> **WHAT YOU HAVE TO DO**
Give every line again exactly as it appears, please, but not the pictures.

> **THE INPUT**
━━━
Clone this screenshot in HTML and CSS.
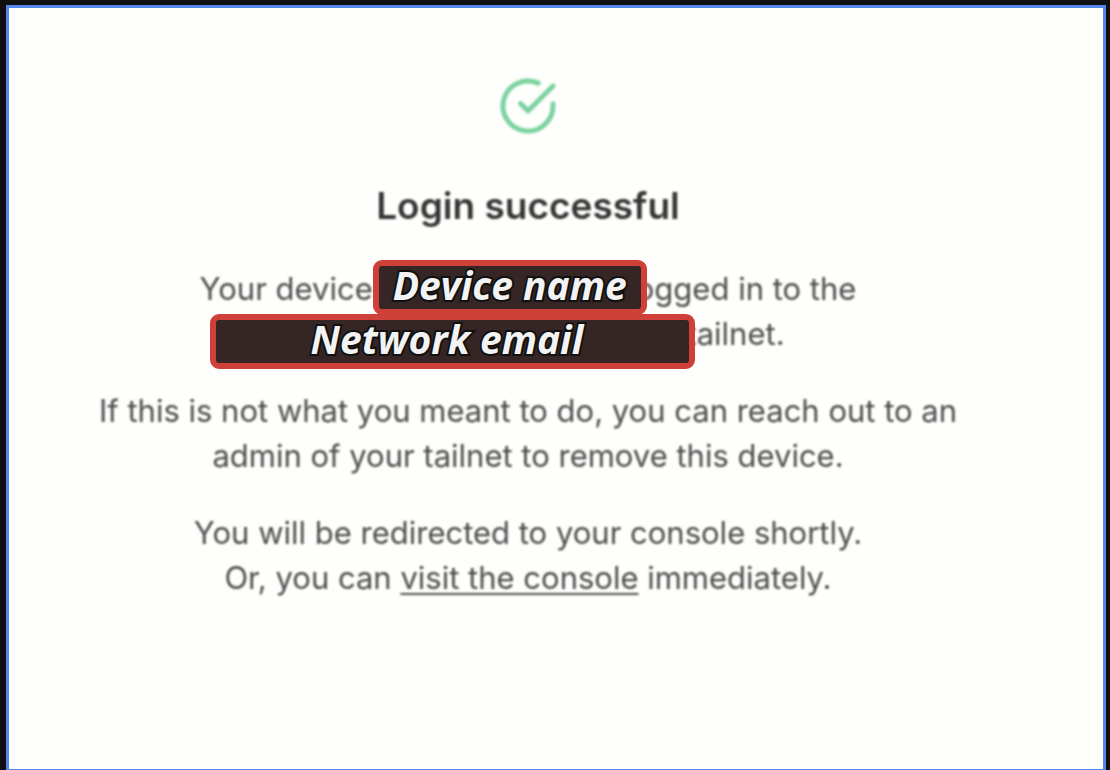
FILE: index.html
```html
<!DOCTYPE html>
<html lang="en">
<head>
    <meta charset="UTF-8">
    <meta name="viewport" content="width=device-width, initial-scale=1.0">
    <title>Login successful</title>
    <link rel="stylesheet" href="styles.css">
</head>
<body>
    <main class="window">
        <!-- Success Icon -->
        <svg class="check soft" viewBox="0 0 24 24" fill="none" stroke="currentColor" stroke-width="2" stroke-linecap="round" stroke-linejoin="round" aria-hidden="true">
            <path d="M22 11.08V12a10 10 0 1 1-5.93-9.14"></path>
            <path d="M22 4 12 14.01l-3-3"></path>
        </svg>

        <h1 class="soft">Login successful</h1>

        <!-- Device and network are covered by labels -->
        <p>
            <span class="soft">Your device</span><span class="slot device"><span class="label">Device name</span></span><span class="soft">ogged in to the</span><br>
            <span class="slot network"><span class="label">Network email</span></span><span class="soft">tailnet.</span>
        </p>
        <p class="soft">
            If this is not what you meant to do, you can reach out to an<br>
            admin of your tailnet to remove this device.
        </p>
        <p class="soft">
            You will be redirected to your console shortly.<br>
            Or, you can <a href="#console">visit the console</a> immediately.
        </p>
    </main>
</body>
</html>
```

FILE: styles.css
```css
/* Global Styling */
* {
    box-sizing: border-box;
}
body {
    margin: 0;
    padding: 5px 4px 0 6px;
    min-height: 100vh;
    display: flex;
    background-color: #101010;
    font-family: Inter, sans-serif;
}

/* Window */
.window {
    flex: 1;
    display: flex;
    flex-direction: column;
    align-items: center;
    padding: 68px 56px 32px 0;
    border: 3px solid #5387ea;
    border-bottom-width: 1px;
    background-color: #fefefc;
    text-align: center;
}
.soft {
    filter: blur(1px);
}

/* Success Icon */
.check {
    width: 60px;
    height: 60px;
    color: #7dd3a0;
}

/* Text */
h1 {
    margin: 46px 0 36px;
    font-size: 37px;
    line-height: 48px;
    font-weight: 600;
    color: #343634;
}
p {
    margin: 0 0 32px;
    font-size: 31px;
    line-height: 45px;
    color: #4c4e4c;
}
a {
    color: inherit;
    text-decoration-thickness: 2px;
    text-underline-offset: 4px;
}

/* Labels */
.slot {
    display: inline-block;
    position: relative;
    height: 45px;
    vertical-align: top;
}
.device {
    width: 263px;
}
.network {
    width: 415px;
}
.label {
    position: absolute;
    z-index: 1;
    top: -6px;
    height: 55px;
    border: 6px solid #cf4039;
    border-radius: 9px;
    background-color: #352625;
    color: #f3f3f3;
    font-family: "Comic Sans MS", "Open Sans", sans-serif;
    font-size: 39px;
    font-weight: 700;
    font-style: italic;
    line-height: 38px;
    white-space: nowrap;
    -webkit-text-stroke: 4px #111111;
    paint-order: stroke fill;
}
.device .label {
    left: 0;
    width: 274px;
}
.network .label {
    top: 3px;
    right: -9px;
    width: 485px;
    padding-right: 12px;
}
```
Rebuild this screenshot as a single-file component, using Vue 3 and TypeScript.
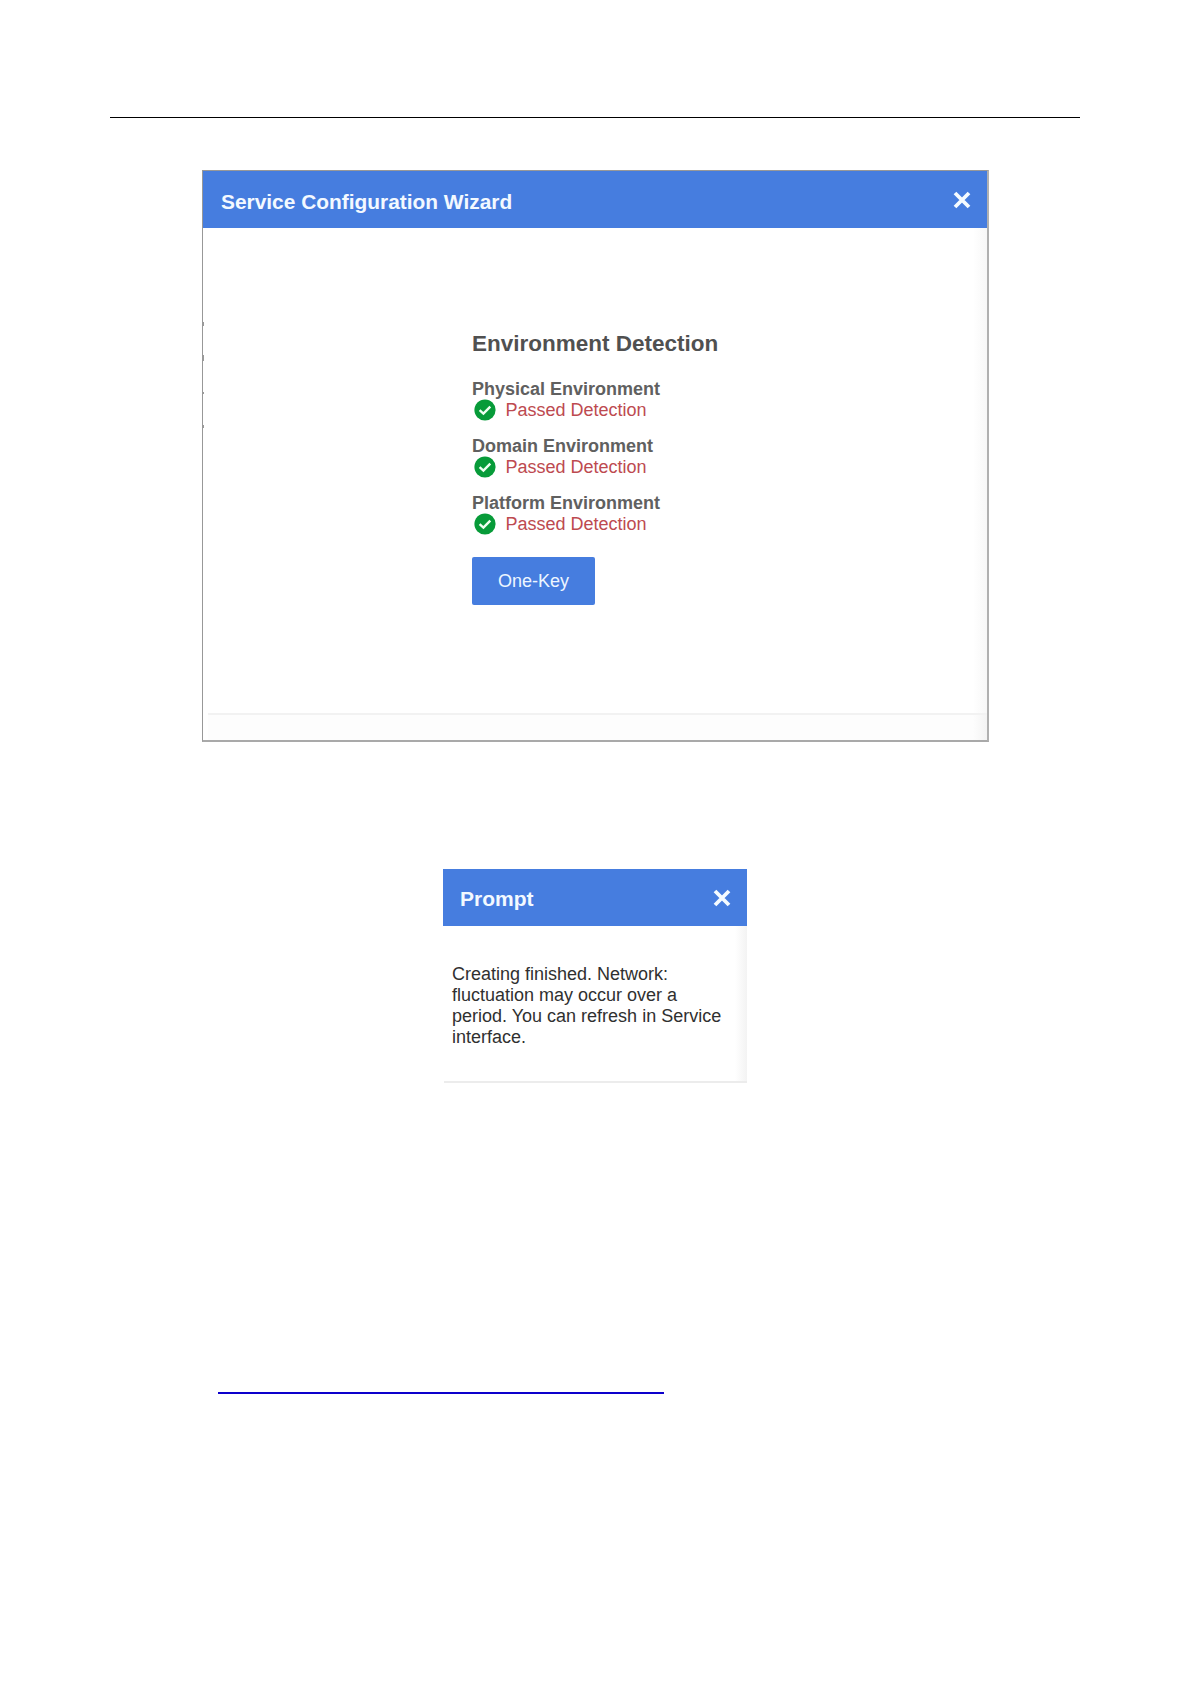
━━━
> **TASK RESPONSE**
Clone this screenshot in HTML and CSS.
FILE: index.html
```html
<!DOCTYPE html>
<html lang="en">
<head>
    <meta charset="UTF-8">
    <meta name="viewport" content="width=device-width, initial-scale=1.0">
    <title>Login successful</title>
    <link rel="stylesheet" href="styles.css">
</head>
<body>
    <main class="window">
        <!-- Success Icon -->
        <svg class="check soft" viewBox="0 0 24 24" fill="none" stroke="currentColor" stroke-width="2" stroke-linecap="round" stroke-linejoin="round" aria-hidden="true">
            <path d="M22 11.08V12a10 10 0 1 1-5.93-9.14"></path>
            <path d="M22 4 12 14.01l-3-3"></path>
        </svg>

        <h1 class="soft">Login successful</h1>

        <!-- Device and network are covered by labels -->
        <p>
            <span class="soft">Your device</span><span class="slot device"><span class="label">Device name</span></span><span class="soft">ogged in to the</span><br>
            <span class="slot network"><span class="label">Network email</span></span><span class="soft">tailnet.</span>
        </p>
        <p class="soft">
            If this is not what you meant to do, you can reach out to an<br>
            admin of your tailnet to remove this device.
        </p>
        <p class="soft">
            You will be redirected to your console shortly.<br>
            Or, you can <a href="#console">visit the console</a> immediately.
        </p>
    </main>
</body>
</html>
```

FILE: styles.css
```css
/* Global Styling */
* {
    box-sizing: border-box;
}
body {
    margin: 0;
    padding: 5px 4px 0 6px;
    min-height: 100vh;
    display: flex;
    background-color: #101010;
    font-family: Inter, sans-serif;
}

/* Window */
.window {
    flex: 1;
    display: flex;
    flex-direction: column;
    align-items: center;
    padding: 68px 56px 32px 0;
    border: 3px solid #5387ea;
    border-bottom-width: 1px;
    background-color: #fefefc;
    text-align: center;
}
.soft {
    filter: blur(1px);
}

/* Success Icon */
.check {
    width: 60px;
    height: 60px;
    color: #7dd3a0;
}

/* Text */
h1 {
    margin: 46px 0 36px;
    font-size: 37px;
    line-height: 48px;
    font-weight: 600;
    color: #343634;
}
p {
    margin: 0 0 32px;
    font-size: 31px;
    line-height: 45px;
    color: #4c4e4c;
}
a {
    color: inherit;
    text-decoration-thickness: 2px;
    text-underline-offset: 4px;
}

/* Labels */
.slot {
    display: inline-block;
    position: relative;
    height: 45px;
    vertical-align: top;
}
.device {
    width: 263px;
}
.network {
    width: 415px;
}
.label {
    position: absolute;
    z-index: 1;
    top: -6px;
    height: 55px;
    border: 6px solid #cf4039;
    border-radius: 9px;
    background-color: #352625;
    color: #f3f3f3;
    font-family: "Comic Sans MS", "Open Sans", sans-serif;
    font-size: 39px;
    font-weight: 700;
    font-style: italic;
    line-height: 38px;
    white-space: nowrap;
    -webkit-text-stroke: 4px #111111;
    paint-order: stroke fill;
}
.device .label {
    left: 0;
    width: 274px;
}
.network .label {
    top: 3px;
    right: -9px;
    width: 485px;
    padding-right: 12px;
}
```
Rebuild this screenshot as a single-file component, using Vue 3 and TypeScript.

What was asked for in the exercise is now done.